Casanova was charged with assisting or otherwise participating in torture in El Salvador as grounds for removal or deportation from the U.S. The removal hearing in Orlando, Florida took place in April and May 2011, and a decision is expected in early 2012.[6]

This case is also instructive on how to prove under the ATS or TVPA that superior officials had knowledge of human rights abuses by their subordinates.  One of the plaintiffs’ witnesses was a researcher at Amnesty International (AI) during the period in question.  He testified to its practice of Urgent Actions to solicit letters from AI members to government officials about human rights abuses in their countries, its Urgent Actions about El Salvador, and a response to one of the letters from one of the defendants thanking the letter-writer for his interest.[7] This experience suggests that organizations like AI should keep good records of its requests for letters to be sent to government officials and should develop a practice of keeping copies of such letters or urging the authors of the letters to keep copies.

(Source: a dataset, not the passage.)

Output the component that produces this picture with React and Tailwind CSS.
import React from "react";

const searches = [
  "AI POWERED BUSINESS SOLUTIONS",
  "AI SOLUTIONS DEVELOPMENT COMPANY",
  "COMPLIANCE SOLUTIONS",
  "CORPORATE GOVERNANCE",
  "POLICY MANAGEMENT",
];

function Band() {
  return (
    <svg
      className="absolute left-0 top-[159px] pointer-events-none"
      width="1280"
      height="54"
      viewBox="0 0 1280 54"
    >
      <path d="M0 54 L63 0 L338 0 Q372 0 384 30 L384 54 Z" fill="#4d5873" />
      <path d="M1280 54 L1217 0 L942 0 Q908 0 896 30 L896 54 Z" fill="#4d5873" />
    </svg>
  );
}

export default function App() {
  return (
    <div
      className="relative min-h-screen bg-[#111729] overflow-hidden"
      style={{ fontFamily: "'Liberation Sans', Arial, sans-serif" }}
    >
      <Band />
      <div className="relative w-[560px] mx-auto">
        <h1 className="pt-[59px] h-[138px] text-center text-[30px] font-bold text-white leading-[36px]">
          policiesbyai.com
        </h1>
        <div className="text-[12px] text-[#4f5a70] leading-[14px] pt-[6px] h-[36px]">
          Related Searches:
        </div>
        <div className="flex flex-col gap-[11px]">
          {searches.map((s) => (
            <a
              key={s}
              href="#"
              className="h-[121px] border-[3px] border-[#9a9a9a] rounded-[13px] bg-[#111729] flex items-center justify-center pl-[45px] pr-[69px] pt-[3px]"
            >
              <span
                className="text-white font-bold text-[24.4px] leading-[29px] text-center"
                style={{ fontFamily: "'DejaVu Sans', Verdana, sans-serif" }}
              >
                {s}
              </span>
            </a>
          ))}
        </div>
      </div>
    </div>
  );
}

[1] See Post: U.S. Circuit Court’s 1980 Decision Validates Use of Alien Tort Statute To Hold Foreign Human Rights Violators Accountable (Oct. 23, 2001); Post: The Alien Tort Statute, 1980-2004 (Oct. 25, 2011); Post: The Alien Tort Statute Interpreted by the U.S. Supreme Court in 2004 (Nov. 9, 2011).

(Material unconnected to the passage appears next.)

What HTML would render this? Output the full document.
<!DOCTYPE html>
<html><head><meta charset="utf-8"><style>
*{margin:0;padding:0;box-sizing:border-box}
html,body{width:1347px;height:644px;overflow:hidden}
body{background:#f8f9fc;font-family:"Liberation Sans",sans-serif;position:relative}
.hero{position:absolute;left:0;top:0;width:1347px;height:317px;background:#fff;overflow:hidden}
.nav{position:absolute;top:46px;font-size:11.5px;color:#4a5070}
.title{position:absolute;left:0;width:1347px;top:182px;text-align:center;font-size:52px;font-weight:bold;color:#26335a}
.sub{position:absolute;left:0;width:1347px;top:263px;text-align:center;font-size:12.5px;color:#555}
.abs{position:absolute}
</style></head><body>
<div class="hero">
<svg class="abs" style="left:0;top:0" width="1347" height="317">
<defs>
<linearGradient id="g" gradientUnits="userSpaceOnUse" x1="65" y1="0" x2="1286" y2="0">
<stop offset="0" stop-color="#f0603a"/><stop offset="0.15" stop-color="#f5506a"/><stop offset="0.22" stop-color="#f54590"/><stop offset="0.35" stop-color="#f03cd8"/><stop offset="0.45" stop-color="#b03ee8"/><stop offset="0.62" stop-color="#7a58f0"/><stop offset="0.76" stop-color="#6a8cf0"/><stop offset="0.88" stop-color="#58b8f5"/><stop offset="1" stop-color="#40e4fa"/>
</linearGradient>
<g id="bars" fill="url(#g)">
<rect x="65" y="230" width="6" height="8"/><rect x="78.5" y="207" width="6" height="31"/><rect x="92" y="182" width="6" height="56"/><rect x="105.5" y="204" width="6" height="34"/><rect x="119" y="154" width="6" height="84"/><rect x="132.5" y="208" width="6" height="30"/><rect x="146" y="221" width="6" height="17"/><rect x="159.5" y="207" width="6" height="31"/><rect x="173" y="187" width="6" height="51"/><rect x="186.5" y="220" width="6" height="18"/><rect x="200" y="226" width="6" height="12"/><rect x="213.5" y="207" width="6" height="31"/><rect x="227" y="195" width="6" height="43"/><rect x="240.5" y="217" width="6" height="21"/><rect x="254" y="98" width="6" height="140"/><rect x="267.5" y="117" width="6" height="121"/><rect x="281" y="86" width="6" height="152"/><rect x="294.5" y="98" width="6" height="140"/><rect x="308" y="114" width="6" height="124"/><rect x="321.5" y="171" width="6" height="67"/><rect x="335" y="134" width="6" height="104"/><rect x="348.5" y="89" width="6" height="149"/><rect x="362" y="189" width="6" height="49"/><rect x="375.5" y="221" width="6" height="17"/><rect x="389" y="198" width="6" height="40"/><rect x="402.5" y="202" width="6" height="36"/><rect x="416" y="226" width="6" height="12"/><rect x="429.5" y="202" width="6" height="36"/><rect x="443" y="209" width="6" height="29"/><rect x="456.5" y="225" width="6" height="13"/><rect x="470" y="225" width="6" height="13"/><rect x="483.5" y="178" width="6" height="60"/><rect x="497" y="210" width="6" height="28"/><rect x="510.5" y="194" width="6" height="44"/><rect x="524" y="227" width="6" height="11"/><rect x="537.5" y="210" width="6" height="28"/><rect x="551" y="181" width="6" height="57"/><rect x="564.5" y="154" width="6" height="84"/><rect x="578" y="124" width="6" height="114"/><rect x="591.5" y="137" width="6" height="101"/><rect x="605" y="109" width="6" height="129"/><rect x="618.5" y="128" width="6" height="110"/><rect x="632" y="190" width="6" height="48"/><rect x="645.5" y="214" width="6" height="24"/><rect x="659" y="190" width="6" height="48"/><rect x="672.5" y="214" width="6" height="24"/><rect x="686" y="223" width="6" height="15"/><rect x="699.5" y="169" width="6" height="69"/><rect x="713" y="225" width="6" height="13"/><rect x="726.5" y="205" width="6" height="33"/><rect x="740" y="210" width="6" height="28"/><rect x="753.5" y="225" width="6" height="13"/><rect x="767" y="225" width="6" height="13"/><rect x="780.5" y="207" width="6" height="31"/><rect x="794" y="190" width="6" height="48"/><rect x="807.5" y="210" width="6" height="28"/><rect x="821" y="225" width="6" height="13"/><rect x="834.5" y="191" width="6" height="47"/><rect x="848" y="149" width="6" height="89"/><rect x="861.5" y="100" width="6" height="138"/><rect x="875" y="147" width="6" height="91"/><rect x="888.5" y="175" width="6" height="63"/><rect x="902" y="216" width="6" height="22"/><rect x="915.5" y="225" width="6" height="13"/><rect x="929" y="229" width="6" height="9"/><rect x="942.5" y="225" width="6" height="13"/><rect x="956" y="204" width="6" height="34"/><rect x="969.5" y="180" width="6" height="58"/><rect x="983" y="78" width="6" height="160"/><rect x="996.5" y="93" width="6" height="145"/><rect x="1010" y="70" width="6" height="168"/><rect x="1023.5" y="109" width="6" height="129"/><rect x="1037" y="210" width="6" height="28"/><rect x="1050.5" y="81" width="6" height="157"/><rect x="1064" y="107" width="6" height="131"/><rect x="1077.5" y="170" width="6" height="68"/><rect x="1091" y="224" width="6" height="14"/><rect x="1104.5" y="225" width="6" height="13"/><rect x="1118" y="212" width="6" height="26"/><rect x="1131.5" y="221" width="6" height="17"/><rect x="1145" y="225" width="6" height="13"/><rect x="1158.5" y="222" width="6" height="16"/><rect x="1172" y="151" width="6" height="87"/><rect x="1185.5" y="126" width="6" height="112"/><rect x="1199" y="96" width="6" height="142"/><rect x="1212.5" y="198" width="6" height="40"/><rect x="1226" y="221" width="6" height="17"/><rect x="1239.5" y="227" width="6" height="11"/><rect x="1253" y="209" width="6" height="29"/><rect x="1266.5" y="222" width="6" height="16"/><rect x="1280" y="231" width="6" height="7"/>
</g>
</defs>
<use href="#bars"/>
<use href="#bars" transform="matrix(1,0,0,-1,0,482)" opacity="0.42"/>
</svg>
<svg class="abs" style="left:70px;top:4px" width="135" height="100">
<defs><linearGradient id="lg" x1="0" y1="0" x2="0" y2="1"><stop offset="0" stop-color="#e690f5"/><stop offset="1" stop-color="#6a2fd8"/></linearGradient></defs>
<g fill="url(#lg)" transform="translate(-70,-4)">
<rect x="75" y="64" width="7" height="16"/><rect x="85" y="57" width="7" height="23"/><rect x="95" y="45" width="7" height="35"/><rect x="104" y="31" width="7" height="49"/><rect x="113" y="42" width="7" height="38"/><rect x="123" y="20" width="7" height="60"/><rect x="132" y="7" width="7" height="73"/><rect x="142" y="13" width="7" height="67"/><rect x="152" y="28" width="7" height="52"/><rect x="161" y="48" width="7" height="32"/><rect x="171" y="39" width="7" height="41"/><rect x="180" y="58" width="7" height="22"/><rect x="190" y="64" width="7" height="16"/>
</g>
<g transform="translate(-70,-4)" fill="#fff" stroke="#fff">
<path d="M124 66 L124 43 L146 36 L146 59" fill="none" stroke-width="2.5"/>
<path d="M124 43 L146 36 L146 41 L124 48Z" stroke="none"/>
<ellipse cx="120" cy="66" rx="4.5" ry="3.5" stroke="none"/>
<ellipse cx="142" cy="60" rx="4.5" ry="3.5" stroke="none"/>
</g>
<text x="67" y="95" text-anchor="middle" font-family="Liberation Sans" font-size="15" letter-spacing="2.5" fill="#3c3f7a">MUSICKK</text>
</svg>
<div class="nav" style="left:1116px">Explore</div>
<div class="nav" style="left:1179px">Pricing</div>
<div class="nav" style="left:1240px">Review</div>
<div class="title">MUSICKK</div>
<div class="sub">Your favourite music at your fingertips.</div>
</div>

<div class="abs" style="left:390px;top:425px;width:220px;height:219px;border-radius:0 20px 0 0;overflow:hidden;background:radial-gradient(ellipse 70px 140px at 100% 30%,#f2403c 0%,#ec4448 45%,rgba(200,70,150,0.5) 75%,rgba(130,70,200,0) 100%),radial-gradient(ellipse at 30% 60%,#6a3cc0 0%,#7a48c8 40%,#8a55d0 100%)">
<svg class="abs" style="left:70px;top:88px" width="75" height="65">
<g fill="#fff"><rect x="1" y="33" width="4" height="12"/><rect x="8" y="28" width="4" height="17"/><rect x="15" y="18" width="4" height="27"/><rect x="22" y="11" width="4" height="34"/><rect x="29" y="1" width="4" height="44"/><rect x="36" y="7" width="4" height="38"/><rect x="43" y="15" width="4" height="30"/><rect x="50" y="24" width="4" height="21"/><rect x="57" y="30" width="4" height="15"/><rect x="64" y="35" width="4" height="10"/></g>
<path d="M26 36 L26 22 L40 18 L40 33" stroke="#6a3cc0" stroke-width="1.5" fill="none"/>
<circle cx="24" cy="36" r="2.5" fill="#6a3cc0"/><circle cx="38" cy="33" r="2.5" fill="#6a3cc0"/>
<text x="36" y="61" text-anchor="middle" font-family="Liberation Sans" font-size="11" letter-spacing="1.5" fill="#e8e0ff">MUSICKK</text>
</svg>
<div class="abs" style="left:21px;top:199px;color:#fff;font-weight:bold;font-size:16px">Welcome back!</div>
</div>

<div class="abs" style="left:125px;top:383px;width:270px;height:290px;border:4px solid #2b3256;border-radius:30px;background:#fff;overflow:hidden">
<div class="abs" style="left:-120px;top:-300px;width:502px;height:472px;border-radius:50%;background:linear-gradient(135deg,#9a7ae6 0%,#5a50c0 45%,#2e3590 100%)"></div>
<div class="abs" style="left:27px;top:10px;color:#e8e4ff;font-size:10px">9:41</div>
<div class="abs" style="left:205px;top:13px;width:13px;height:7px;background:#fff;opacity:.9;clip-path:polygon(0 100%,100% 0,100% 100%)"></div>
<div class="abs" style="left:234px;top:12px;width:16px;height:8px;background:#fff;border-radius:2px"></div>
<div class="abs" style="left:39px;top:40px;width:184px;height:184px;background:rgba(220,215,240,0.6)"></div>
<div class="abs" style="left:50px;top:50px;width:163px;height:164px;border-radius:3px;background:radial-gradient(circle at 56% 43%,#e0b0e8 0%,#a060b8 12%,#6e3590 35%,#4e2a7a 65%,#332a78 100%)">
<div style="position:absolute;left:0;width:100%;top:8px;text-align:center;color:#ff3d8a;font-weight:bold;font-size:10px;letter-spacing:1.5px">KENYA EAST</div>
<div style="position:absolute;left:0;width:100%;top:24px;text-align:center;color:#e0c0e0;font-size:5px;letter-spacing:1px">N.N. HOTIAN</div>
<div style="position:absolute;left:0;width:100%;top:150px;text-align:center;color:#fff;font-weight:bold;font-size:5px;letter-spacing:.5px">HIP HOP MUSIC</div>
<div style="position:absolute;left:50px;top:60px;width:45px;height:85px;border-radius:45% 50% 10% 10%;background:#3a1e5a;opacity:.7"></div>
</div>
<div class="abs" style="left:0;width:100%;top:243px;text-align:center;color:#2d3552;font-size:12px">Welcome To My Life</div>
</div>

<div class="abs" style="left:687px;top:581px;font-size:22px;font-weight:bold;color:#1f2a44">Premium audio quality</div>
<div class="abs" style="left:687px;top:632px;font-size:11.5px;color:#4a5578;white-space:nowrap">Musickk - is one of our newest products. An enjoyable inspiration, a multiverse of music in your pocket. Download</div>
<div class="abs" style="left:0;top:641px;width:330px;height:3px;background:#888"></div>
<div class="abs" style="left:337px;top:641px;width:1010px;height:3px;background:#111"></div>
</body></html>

[2]  Arce v. Garcia, 434 F.3d 1254, 1255-57 (11th Cir. 2005). The plaintiffs also asserted claims under the U.S. Torture Victims Protection Act (TVPA), 28 U.S.C. § 1350 footnote. The case was brought on behalf of the plaintiffs by the Center for Justice and Accountability, a San Francisco NGO that is “dedicated to deterring torture and other severe human rights abuses around the world and advancing the rights of survivors to seek truth, justice and redress.” (CJA, About Us, http://www.cja.org/article.php?list=type&type=86; CJA, Arce v. Garcia and Casanova, http://www.cja.org/article.php?list=type&type=82.

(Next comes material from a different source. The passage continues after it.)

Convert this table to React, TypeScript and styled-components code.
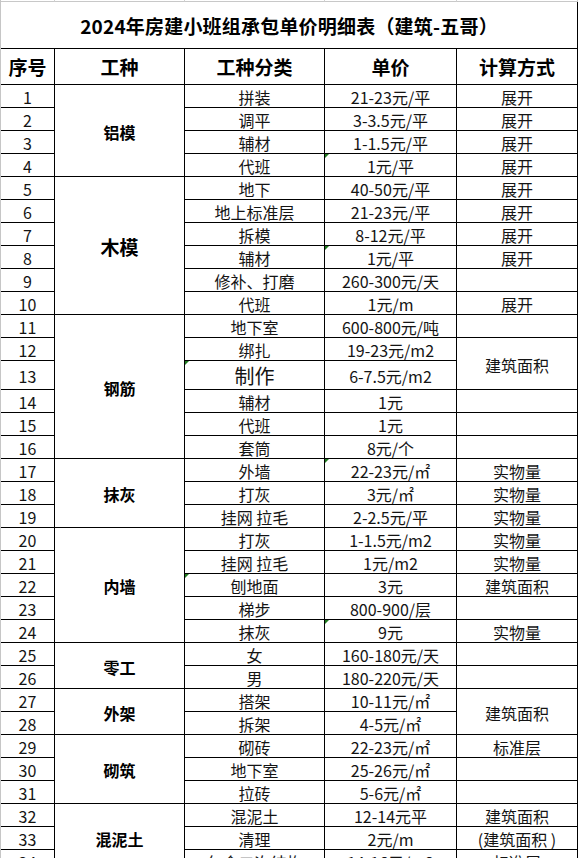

[3]  434 F.3d at 1255. The trial evidence included the Report of the Truth Commission for El Salvador.

[4]  Id. at 1263-65. The court of appeals earlier had reversed the jury verdict on the ground that there were no equitable circumstances warranting the tolling of the statute of limitations. (Arce v. Garcia, 400 F.3d 1340 (11th Cir. 2005).) The court, however, on its own motion, vacated this prior ruling and affirmed the judgment against the defendants. (434 F.3d at 1255.)

[5]  Indictment, U.S. v. Garcia, No. 09-20045 CR-Seitz (S.D. Fla. Jan. 22, 2009); U.S. Attorney’s Office, S.D. Fla., Press Release: Former Salvadoran Defense Minister Charged with Immigration Violations (Jan. 23, 2009), http://www.usdoj.gov/usao/fls/PressReleases/090223.html; Order for Dismissal, U.S.A. v. Garcia, No. 09-20045-CR  (Sept. 30, 2009).

[6] Preston, Salvadoran in Florida Faces Deportation for Torture, N.Y. Times (April 17, 2011); CJA,CJA Reporting from Vides Casanova Removal Hearing (April 18, 2011); Trial of Vides Casanova, Former El Salvador Defense Minister Accused of Condoning Killing of American Churchwomen, Gets Underway, Fox News Latino (April 19, 2011); Blum, Update: First Round of Testimony–The Removal Case against General Vides-Casanova, Former Minister of Defense of El Salvador, http://www.cja.org (May 2, 2011); Center for Democracy in the Americas, El Salvador Update–April 2011 (May 4, 2011); email, Blum of CJA to author (Sept. 14, 2011).

[7] Michael McClintock, A Glimmer of Justice for El Salvador, amnesty now, Fall 2002, at 12.